“Our alumni just don’t come back for Homecoming at our institution like they do at other places.”
“We’ve never had a strong turn-out for our donor recognition event.”
“Our Board members just don’t give like they should. It hasn’t been part of our culture for our Board members to play a significant role in soliciting each other.”
If you ever hear someone on your team say something like the above (or, perhaps, you catch yourself expressing similar frustrations), I want you to remember this picture:
KNOXVILLE,TN – OCTOBER 04, 2014 – Arial Shot of Checkerboard during the game between the Florida Gators and the Tennessee Volunteers at Neyland Stadium in Knoxville, TN. Photo By Matthew S. DeMaria /Tennessee Athletics
This is a University of Tennessee football gameday photo taken at Neyland Stadium last year. Neyland stadium holds over 102,000 people, making it one of the largest sporting arenas of any kind in the U.S. That is a massive amount of people.
I share this picture because there is a story behind this “checkerboard” design. As you can see on the playing field, the orange and white checkerboard is a signature visual element in the end zones. The checkerboard is part of the University of Tennessee Football brand.

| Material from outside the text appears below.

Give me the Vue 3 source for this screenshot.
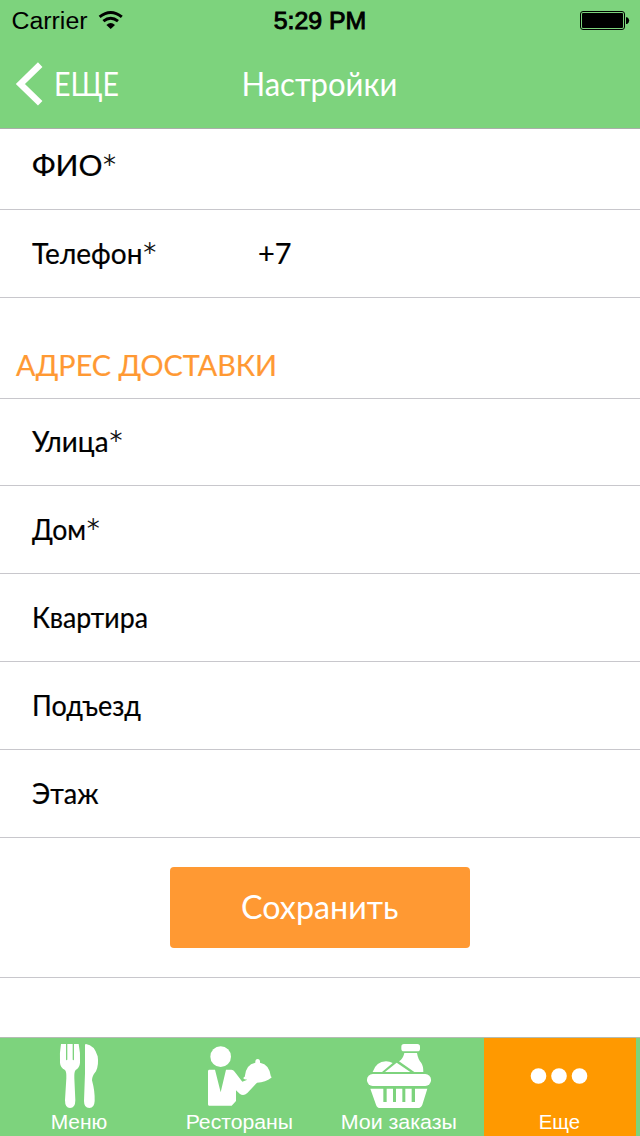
<script setup>
const contactRows = [
  { label: 'ФИО', width: 70.5, starX: 68.9, size: 'first' },
  { label: 'Телефон', width: 110.5, starX: 109.2, value: '+7' },
]
const addressRows = [
  { label: 'Улица', width: 76.5, starX: 75.6, size: 'short' },
  { label: 'Дом', width: 54, starX: 52.8 },
  { label: 'Квартира', width: 116 },
  { label: 'Подъезд', width: 109 },
  { label: 'Этаж', width: 66.5 },
]
</script>

<template>
  <div class="screen">
    <header class="header">
      <div class="status">
        <svg class="carrier" width="140" height="40">
          <text x="11.5" y="29" textLength="76" lengthAdjust="spacingAndGlyphs">Carrier</text>
          <g class="wifi">
            <path d="M99.6 16.9Q110.7 8.1 121.8 16.9" />
            <path d="M103.4 21.2Q110.7 15.4 118 21.2" />
            <path class="solid" d="M106.4 24.9Q110.7 21.3 115 24.9L110.7 29Z" />
          </g>
        </svg>
        <svg class="clock" width="100" height="40">
          <text x="3.7" y="28.7" textLength="92.6" lengthAdjust="spacingAndGlyphs">5:29 PM</text>
        </svg>
        <svg class="battery" width="60" height="40">
          <rect x="0.5" y="11.5" width="44" height="18" rx="2.5" fill="none" stroke="#000" />
          <rect x="2" y="13" width="41" height="15" rx="1" />
          <path d="M46 17.2h1.2q2 1.2 2 3.4t-2 3.4H46Z" />
        </svg>
      </div>
      <div class="nav">
        <svg class="back" width="140" height="88">
          <path d="M40.2 24.6 20.4 44 40.2 63.2" fill="none" stroke="#fff" stroke-width="6.4" />
          <text x="54" y="56" textLength="65" lengthAdjust="spacingAndGlyphs">ЕЩЕ</text>
        </svg>
        <svg class="title" width="160" height="88">
          <text x="1.4" y="56.3" textLength="156" lengthAdjust="spacingAndGlyphs">Настройки</text>
        </svg>
      </div>
    </header>

    <main>
      <div v-for="row in contactRows" :key="row.label" class="row" :class="row.size">
        <svg class="label" width="226" height="40">
          <text x="0" y="30.3" :textLength="row.width" lengthAdjust="spacingAndGlyphs">{{ row.label }}</text>
          <text class="star" :x="row.starX" y="38">*</text>
        </svg>
        <svg v-if="row.value" class="label" width="60" height="40">
          <text x="0" y="30.3" textLength="33.5" lengthAdjust="spacingAndGlyphs">{{ row.value }}</text>
        </svg>
      </div>
      <div class="section">
        <svg class="label" width="280" height="40">
          <text x="0" y="30.3" textLength="261" lengthAdjust="spacingAndGlyphs">АДРЕС ДОСТАВКИ</text>
        </svg>
      </div>
      <div v-for="row in addressRows" :key="row.label" class="row" :class="row.size">
        <svg class="label" width="226" height="40">
          <text x="0" y="30.3" :textLength="row.width" lengthAdjust="spacingAndGlyphs">{{ row.label }}</text>
          <text v-if="row.starX" class="star" :x="row.starX" y="38">*</text>
        </svg>
      </div>
      <div class="action">
        <button class="save">
          <svg width="300" height="81">
            <text x="71" y="52.3" textLength="157.5" lengthAdjust="spacingAndGlyphs">Сохранить</text>
          </svg>
        </button>
      </div>
    </main>

    <nav class="tabs">
      <div class="tab">
        <svg viewBox="-108 24 456 294">
          <path d="M63 42H78V88Q78 91 80 91T82 88V42H98V88Q98 91 100 91T102 88V42H116Q122 70 120 98Q119 113 107 120Q102 126 103 145L106 211Q106 234 90 234Q75 234 75 211L79 145Q80 126 75 120Q61 113 60 98Q58 70 63 42Z" />
          <path d="M138 42Q163 45 173 79Q177 104 168 124Q156 138 156 151Q165 184 164 213Q163 234 148 234Q132 234 132 213L135 130V45Q135 42 138 42Z" />
          <text x="32" y="297" textLength="170" lengthAdjust="spacingAndGlyphs">Меню</text>
        </svg>
      </div>
      <div class="tab">
        <svg viewBox="-48 24 456 294">
          <circle cx="122" cy="80" r="31" />
          <path d="M87 119H105L122 187L138 119H154Q160 119 164 125L187 155L202 149Q191 149 190 144Q190 140 199 140H275L274 143Q257 156 231 158L202 189Q190 200 179 191L168 181V213L155 227H87Q84 227 84 223V124Q84 119 87 119Z" />
          <path d="M194 141Q197 103 226 98Q225 87 233 87T240 98Q269 103 273 141Z" />
          <text x="17" y="297" textLength="322" lengthAdjust="spacingAndGlyphs">Рестораны</text>
        </svg>
      </div>
      <div class="tab">
        <svg viewBox="-33 24 456 294">
          <rect x="199" y="42" width="56" height="22" rx="8" />
          <path d="M208 69H246Q249 88 259 99Q265 108 265 126H238L192 94Q204 87 208 69Z" />
          <path d="M113 126Q123 95 153 94Q164 94 173 99L141 126Z" />
          <path d="M150 126 185 98 226 126Z" />
          <rect x="96" y="132" width="192" height="36" rx="17" />
          <path fill-rule="evenodd" d="M106 176H277L262 224Q258 234 248 234H136Q126 234 123 224ZM145 176V216H155V176ZM174 176V216H183V176ZM202 176V216H211V176ZM230 176V216H240V176Z" />
          <text x="17" y="297" textLength="349" lengthAdjust="spacingAndGlyphs">Мои заказы</text>
        </svg>
      </div>
      <div class="tab active">
        <svg viewBox="27 24 456 294">
          <circle cx="190.5" cy="138" r="23.5" />
          <circle cx="252" cy="138" r="23.5" />
          <circle cx="313.5" cy="138" r="23.5" />
          <text x="191" y="297" textLength="124" lengthAdjust="spacingAndGlyphs">Еще</text>
        </svg>
      </div>
    </nav>
  </div>
</template>

<style scoped>
.screen {
  width: 640px;
  height: 1136px;
  display: flex;
  flex-direction: column;
  background: #fff;
  overflow: hidden;
  font-family: Lato, "Open Sans", sans-serif;
}
svg {
  display: block;
  overflow: visible;
}
.header {
  height: 129px;
  box-sizing: border-box;
  background: #7dd37d;
  border-bottom: 1px solid #aaaeaa;
}
.status {
  height: 40px;
  display: grid;
  grid-template-columns: 270px 310px 60px;
  font-family: "Liberation Sans", Arial, sans-serif;
  font-size: 23.5px;
}
.clock {
  stroke: #000;
  stroke-width: 0.9px;
}
.wifi {
  fill: none;
  stroke: #000;
  stroke-width: 3;
}
.wifi .solid {
  fill: #000;
  stroke: none;
}
.nav {
  height: 88px;
  display: grid;
  grid-template-columns: 240px 160px;
  font-size: 33px;
  fill: #fff;
}
.row,
.section {
  box-sizing: border-box;
  display: flex;
  align-items: flex-end;
  border-bottom: 1px solid #c8c7cc;
  font-size: 28.5px;
}
.row {
  height: 88px;
  padding: 0 0 23px 31.5px;
}
.row .label {
  stroke: #000;
  stroke-width: 0.2px;
}
.row.first {
  height: 81px;
}
.row.short {
  height: 87px;
}
.row .star {
  font-size: 40px;
  font-weight: 300;
}
.section {
  height: 101px;
  padding: 0 0 12px 15.5px;
  fill: #ff9933;
  stroke: #ff9933;
  stroke-width: 0.2px;
}
.action {
  box-sizing: border-box;
  height: 140px;
  border-bottom: 1px solid #c8c7cc;
  display: flex;
  justify-content: center;
  align-items: center;
}
.save {
  width: 300px;
  height: 81px;
  padding: 0;
  border: 0;
  border-radius: 4px;
  background: #ff9933;
  fill: #fff;
  font-family: inherit;
  font-size: 33px;
}
.tabs {
  margin-top: auto;
  box-sizing: border-box;
  height: 99px;
  border-top: 1px solid #b4bcb4;
  background: #7dd37d;
  padding-left: 4px;
  display: grid;
  grid-template-columns: repeat(4, 152px);
  column-gap: 8px;
}
.tab {
  height: 98px;
  fill: #fff;
  font-family: "Liberation Sans", Arial, sans-serif;
  font-size: 59px;
}
.tab svg {
  width: 152px;
  height: 98px;
}
.tab.active {
  background: #ff9900;
}
</style>

<style>
body {
  margin: 0;
}
</style>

The idea, then, to have fans wear either orange or white shirts to create the visual of a stadium-wide checkerboard makes sense with the brand.
By looking at this picture, you might think that a massive amount of planning and coordination lead by the the University of Tennessee and/or the Athletics Department would be needed to pull this off. I mean, how in the world could you get all of these 102,000 people to come to the game dressed in a certain color shirt without massive coordination efforts. Or, maybe it just took a lot of resources that most institutions don’t have. Maybe the Athletics Department just bought 102,000 orange and white shirts and distributed the shirts in the stadium so that they were waiting for the fans at their seats. That’s how big institutions like the University of Tennessee can pull off these cool things – they have huge teams of people and lots more money than most other institutions or organizations.
Well, here is the back story. There was no institutional planning or coordination. No buying 102,000 shirts for all the fans. No teams of students and athletic personnel distributing shirts in any way. This picture happened – the orange and white checkerboard in the stands happened – because 2 fans had a vision, built and published a website and sold the idea to 102,000 people. And they did it all 11 days prior to this game.
During those 11 days, they went to every restaurant and business in Knoxville they could find and asked if each would help promote the checkerneyland.com web address on their street signs. They sent messages to the local media, along with digitally-created pictures of what the “checkered Neyland stadium” would look like, and asked for support to get the word out. They called into sports radio stations and “advertised” their website so that fans could log on, enter their seat number and learn whether to wear an orange or a white shirt. Any orange or white shirt would do – just make sure you were wearing the right color for your section in the stadium.
And the people followed the lead of these 2 guys. Fans visited the website in droves, learned what color shirt to wear, and came to the game prepared. As you can see from the picture and from the news coverage after the game, it was a huge success.
Here is the point: These 2, everyday guys had no significant resources. They had no institutional support for this idea. But, they had a passion for an idea. They wanted to make something happen. And they were determined that it would be a success. They sold their idea by presenting a compelling vision for what it could be. And they were tireless and creative in inviting people to be a part of it. Their passion was contagious and their idea was sticky.
So, the next time you hear team members complaining about how “no one” shows up or participates or responds, remember the checkerboard Neyland picture. The issue may not be that “they” don’t show up. It may be that “we” don’t passionately give reasons why “they” should.
As advancement professionals a big part of our work is to paint a vision of an exciting and better future, be passionate about that vision, and be relentless in inviting other people to own the fulfillment of that vision with us. No, it’s no where near enough to say, “we put the invite in the magazine and no one came.” If you want to create memorable engagements with your donors and friends, your passion matters.